MP to bring up traders’ grouses
Writer: Alvin Yap
Published: Fri, 15 Jun 2012
PETALING JAYA: Poor infrastructure and repairs were among grouses aired by traders to PJ Selatan member of Parliament Hee Loy Sian during his visit to the Old Town wet market recently,
The traders pointed out that the market was poorly lit and that repeated appeals to the Petaling Jaya City Concil (MBPJ) to install more lights had fallen on deaf ears.
Foodstall owners also told the lawmaker the chairs and tables were in need of repairs due to wear and tear.
“The tables move around, like they’re doing a disco dance,” said trader Jacqueline Soong, referring to a few of the table tops which had been broken off at the legs.
Hee (right) talking to traders at the market.
Fishmonger Lee Lian Shiau, 44, told Hee the drainage in the market needed upgrades to prevent stagnant water from accumulating on the floor.
She said that instead of using concrete slabs to cover the drains inside the wet market, MBPJ should replace it with grills.
Other traders said that business had fallen due to stiff competition from hypermarkets.
“I’m satisfied with the amenities, but I’m earning less as more customers prefer going to supermarkets,” said butcher Abdul Mahmood Shah.

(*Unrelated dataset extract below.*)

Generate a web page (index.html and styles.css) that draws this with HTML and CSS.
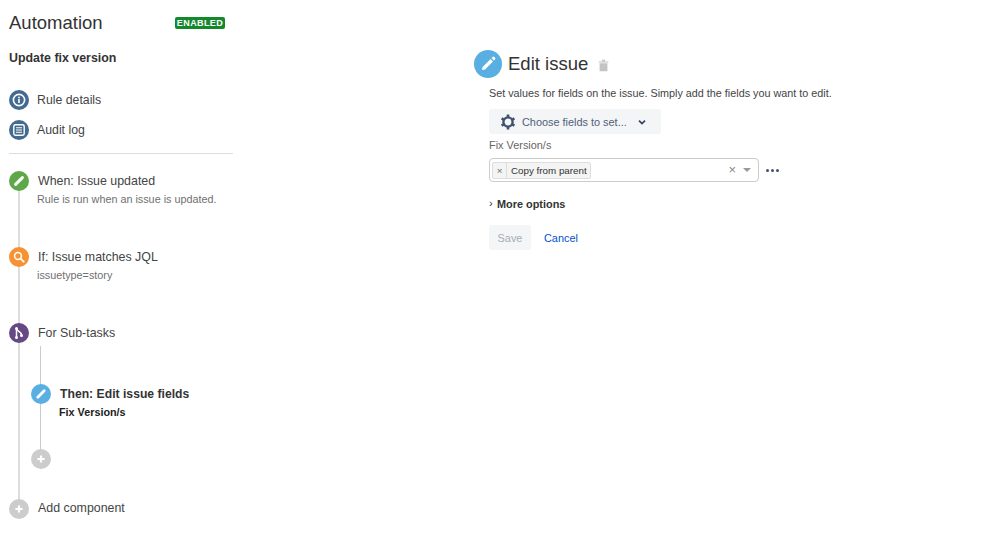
FILE: index.html
```html
<!DOCTYPE html>
<html lang="en">
<head>
<meta charset="utf-8">
<title>Automation</title>
<link rel="stylesheet" href="styles.css">
</head>
<body>
<div class="page">
  <aside class="sidebar">
    <header class="head">
      <h1 class="title">Automation</h1>
      <span class="lozenge">ENABLED</span>
    </header>
    <h2 class="rule-name">Update fix version</h2>
    <nav class="links">
      <a class="link">
        <span class="dot dot-slate"><svg viewBox="0 0 20 20" class="ic"><circle cx="10" cy="10" r="5.6" fill="none" stroke="#fff" stroke-width="1.6"/><rect x="9.2" y="9" width="1.6" height="4" fill="#fff"/><rect x="9.2" y="6.7" width="1.6" height="1.6" fill="#fff"/></svg></span>
        <span>Rule details</span>
      </a>
      <a class="link">
        <span class="dot dot-slate"><svg viewBox="0 0 20 20" class="ic"><rect x="4.8" y="4.8" width="10.4" height="10.4" rx="1.6" fill="none" stroke="#fff" stroke-width="1.4"/><path d="M7 7.8h6M7 10h6M7 12.2h6" stroke="#fff" stroke-width="1.1"/></svg></span>
        <span>Audit log</span>
      </a>
    </nav>
    <div class="timeline">
      <div class="step step-when">
        <span class="dot dot-green"><svg viewBox="0 0 20 20" class="ic"><path d="M6.6 13.4 13.4 6.6" stroke="#fff" stroke-width="3" stroke-linecap="round"/></svg></span>
        <div class="step-body">
          <div class="step-title">When: Issue updated</div>
          <div class="step-desc">Rule is run when an issue is updated.</div>
        </div>
      </div>
      <div class="step step-if">
        <span class="dot dot-orange"><svg viewBox="0 0 20 20" class="ic"><circle cx="9" cy="9" r="3.4" fill="none" stroke="#fff" stroke-width="1.5"/><path d="m11.6 11.6 3 3" stroke="#fff" stroke-width="2" stroke-linecap="round"/></svg></span>
        <div class="step-body">
          <div class="step-title">If: Issue matches JQL</div>
          <div class="step-desc">issuetype=story</div>
        </div>
      </div>
      <div class="step step-for">
        <span class="dot dot-purple"><svg viewBox="0 0 20 20" class="ic"><path d="M7.5 5.5v9M7.5 5.5c0 3 5 3 5 6.5" fill="none" stroke="#fff" stroke-width="1.5"/><circle cx="7.5" cy="5.5" r="1.5" fill="#fff"/><circle cx="7.5" cy="14.5" r="1.5" fill="#fff"/><circle cx="12.5" cy="12.5" r="1.5" fill="#fff"/></svg></span>
        <div class="step-body">
          <div class="step-title">For Sub-tasks</div>
        </div>
      </div>
      <div class="branch">
        <div class="step step-then">
          <span class="dot dot-blue"><svg viewBox="0 0 20 20" class="ic"><path d="M6.8 13.2 13.2 6.8" stroke="#fff" stroke-width="2.8" stroke-linecap="round"/></svg></span>
          <div class="step-body">
            <div class="step-title strong">Then: Edit issue fields</div>
            <div class="step-desc strong-desc">Fix Version/s</div>
          </div>
        </div>
        <div class="step step-add-inner">
          <span class="dot dot-grey"><svg viewBox="0 0 20 20" class="ic"><path d="M10 6.4v7.2M6.4 10h7.2" stroke="#fff" stroke-width="2.2"/></svg></span>
        </div>
      </div>
      <div class="step step-add">
        <span class="dot dot-grey"><svg viewBox="0 0 20 20" class="ic"><path d="M10 6.4v7.2M6.4 10h7.2" stroke="#fff" stroke-width="2.2"/></svg></span>
        <div class="step-body">
          <div class="step-title">Add component</div>
        </div>
      </div>
    </div>
  </aside>
  <main class="editor">
    <div class="editor-head">
      <span class="big-dot"><svg viewBox="0 0 28 28" class="ic"><path d="M8.6 19.4 8 20l.6-3 8-8 2.4 2.4-8 8-3 .6z" fill="#fff"/><path d="m17.6 8 1-1a1.2 1.2 0 0 1 1.7 0l.7.7a1.2 1.2 0 0 1 0 1.7l-1 1z" fill="#fff"/></svg></span>
      <h2 class="editor-title">Edit issue</h2>
      <svg viewBox="0 0 12 12" class="trash"><path d="M1.5 2.2h9v1.1h-9zM4.5 .8h3v1.2h-3zM2.4 4h7.2v7.4H2.4z" fill="#c4c4c4"/></svg>
    </div>
    <div class="editor-body">
      <p class="intro">Set values for fields on the issue. Simply add the fields you want to edit.</p>
      <button class="choose" type="button">
        <svg viewBox="0 0 16 16" class="gear"><circle cx="8" cy="8" r="4.6" fill="none" stroke="#42526e" stroke-width="2.4"/><path d="M8 .6v3M8 12.4v3M1.6 4.3l2.6 1.5M11.8 10.2l2.6 1.5M1.6 11.7l2.6-1.5M11.8 5.8l2.6-1.5" stroke="#42526e" stroke-width="2.6"/></svg>
        <span>Choose fields to set...</span>
        <svg viewBox="0 0 10 10" class="chev"><path d="m2 3.6 3 3 3-3" fill="none" stroke="#344563" stroke-width="1.7"/></svg>
      </button>
      <label class="field-label">Fix Version/s</label>
      <div class="field-row">
        <div class="select">
          <span class="tag"><span class="tag-x">×</span><span class="tag-text">Copy from parent</span></span>
          <span class="clear">×</span>
          <span class="caret"></span>
        </div>
        <span class="more"><i></i><i></i><i></i></span>
      </div>
      <div class="more-options"><span class="arrow">›</span><span>More options</span></div>
      <div class="actions">
        <button class="save" type="button">Save</button>
        <a class="cancel">Cancel</a>
      </div>
    </div>
  </main>
</div>
</body>
</html>
```

FILE: styles.css
```css
* { box-sizing: border-box; }
html, body { margin: 0; padding: 0; background: #fff; }
body { font-family: "Liberation Sans", Arial, sans-serif; color: #172b4d; overflow: hidden; }
.page { display: flex; width: 999px; height: 555px; }

.sidebar { width: 233px; margin-left: 9px; flex: none; padding-top: 11px; }
.head { display: flex; align-items: center; justify-content: space-between; width: 216px; height: 24px; }
.title { margin: 0; font-size: 18.5px; font-weight: 400; color: #333; line-height: 24px; }
.lozenge { background: #14892c; color: #fff; font-size: 9px; font-weight: 700; letter-spacing: .4px; border-radius: 2px; height: 12px; line-height: 12px; width: 50px; text-align: center; }
.rule-name { margin: 11px 0 0; font-size: 12.4px; font-weight: 700; color: #333; line-height: 24px; height: 24px; }

.links { margin-top: 20px; padding-bottom: 13px; border-bottom: 1px solid #ddd; width: 224px; display: flex; flex-direction: column; gap: 10px; }
.link { display: flex; align-items: center; height: 20px; gap: 8px; font-size: 12.3px; color: #444; }

.dot { width: 20px; height: 20px; border-radius: 50%; flex: none; display: block; position: relative; z-index: 1; }
.ic { display: block; width: 100%; height: 100%; }
.dot-slate { background: #456a8f; }
.dot-green { background: #5ea84a; }
.dot-orange { background: #f79232; }
.dot-purple { background: #654982; }
.dot-blue { background: #59afe1; }
.dot-grey { background: #ccc; }

.timeline { position: relative; margin-top: 17px; }
.timeline::before { content: ""; position: absolute; left: 9px; top: 10px; bottom: 12px; width: 2px; background: #ddd; }
.step { display: flex; gap: 9px; position: relative; }
.step-body { padding-top: 1px; min-width: 0; }
.step-title { font-size: 12.4px; line-height: 18px; color: #444; }
.step-desc { font-size: 10.8px; line-height: 14px; color: #707070; margin-top: 2px; margin-left: -1px; }
.step-when { height: 76px; }
.step-if { height: 76px; }
.step-for { height: 47px; }

.branch { margin-left: 22px; position: relative; height: 129px; }
.branch::before { content: ""; position: absolute; left: 9px; top: -24px; height: 105px; width: 1px; background: #ccc; }
.step-then { padding-top: 14px; height: 79px; }
.strong { font-size: 12.2px; font-weight: 700; color: #333; }
.strong-desc { font-weight: 700; color: #222; margin-left: -1px; }
.step-add .step-body { padding-top: 0; }

.editor { margin-left: 232px; padding-top: 50px; width: 360px; flex: none; }
.editor-head { display: flex; align-items: center; height: 28px; }
.big-dot { width: 28px; height: 28px; border-radius: 50%; background: #59afe1; flex: none; }
.editor-title { margin: 0 0 0 6px; font-size: 18.5px; font-weight: 400; color: #333; line-height: 28px; }
.trash { width: 13px; height: 13px; margin: 2px 0 0 9px; }
.editor-body { padding-left: 15px; }
.intro { margin: 8px 0 0; font-size: 10.8px; line-height: 14px; color: #444; white-space: nowrap; }
.choose { display: flex; align-items: center; margin-top: 9px; width: 172px; height: 25px; padding: 0 0 0 11px; border: 0; border-radius: 3px; background: #f4f5f7; color: #505f79; font: inherit; font-size: 10.9px; }
.gear { width: 16px; height: 16px; flex: none; margin-right: 6px; }
.chev { width: 10px; height: 10px; margin-left: 10px; }
.field-label { display: block; margin-top: 4px; font-size: 10.9px; line-height: 14px; color: #666; }
.field-row { display: flex; align-items: center; margin-top: 6px; }
.select { display: flex; align-items: center; width: 270px; height: 24px; padding-left: 2px; padding-right: 7px; border: 1px solid #ccc; border-radius: 4px; background: #fff; }
.tag { display: flex; height: 17px; border: 1px solid #ddd; border-radius: 2px; background: #f4f4f4; font-size: 9.8px; line-height: 15px; color: #333; }
.tag-x { width: 14px; text-align: center; border-right: 1px solid #ddd; color: #666; }
.tag-text { padding: 0 3px 0 4px; }
.clear { margin-left: auto; font-size: 13px; line-height: 14px; color: #888; }
.caret { margin-left: 7px; margin-top: -1px; width: 0; height: 0; border-left: 4px solid transparent; border-right: 4px solid transparent; border-top: 4px solid #999; }
.more { display: flex; gap: 2px; margin-left: 7px; }
.more i { width: 3px; height: 3px; border-radius: 50%; background: #42526e; display: block; }
.more-options { display: flex; align-items: center; margin-top: 15px; font-size: 10.9px; font-weight: 700; line-height: 14px; color: #333; }
.arrow { width: 8px; font-weight: 400; margin-top: -3px; font-size: 11px; }
.actions { display: flex; align-items: center; margin-top: 14px; gap: 13px; }
.save { width: 42px; height: 25px; border: 0; border-radius: 3px; background: #f4f5f7; color: #a5adba; font: inherit; font-size: 10.9px; padding: 0; }
.cancel { font-size: 10.9px; color: #0052cc; }
```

However, Section 3 resident Arthur Monteiro said he still bought his groceries from the market, adding that most of the traders there had resisted increasing their prices.
The 76-year old former college lecturer said the produce sold there was fresher as well as being offered at cheaper prices.
Hee spent three hours at the city’s oldest wet market and visited the food court, dry goods section as well as the fish and poultry stalls.
“Over the last few months, I’ve received a report on the condition of the market.
“I’m here to listen and will bring the complaints from the traders to the MBPJ at the next full board meeting,” he said.
The lawmaker said the wet market, also known as Pasar Besar Jalan Othman, serves the Sections 2, 3 and 4 neigbourhoods.
Hee was accompanied by Old Town Petty Traders president Lee Heng Kuang and officers from MBPJ’s environmental health department.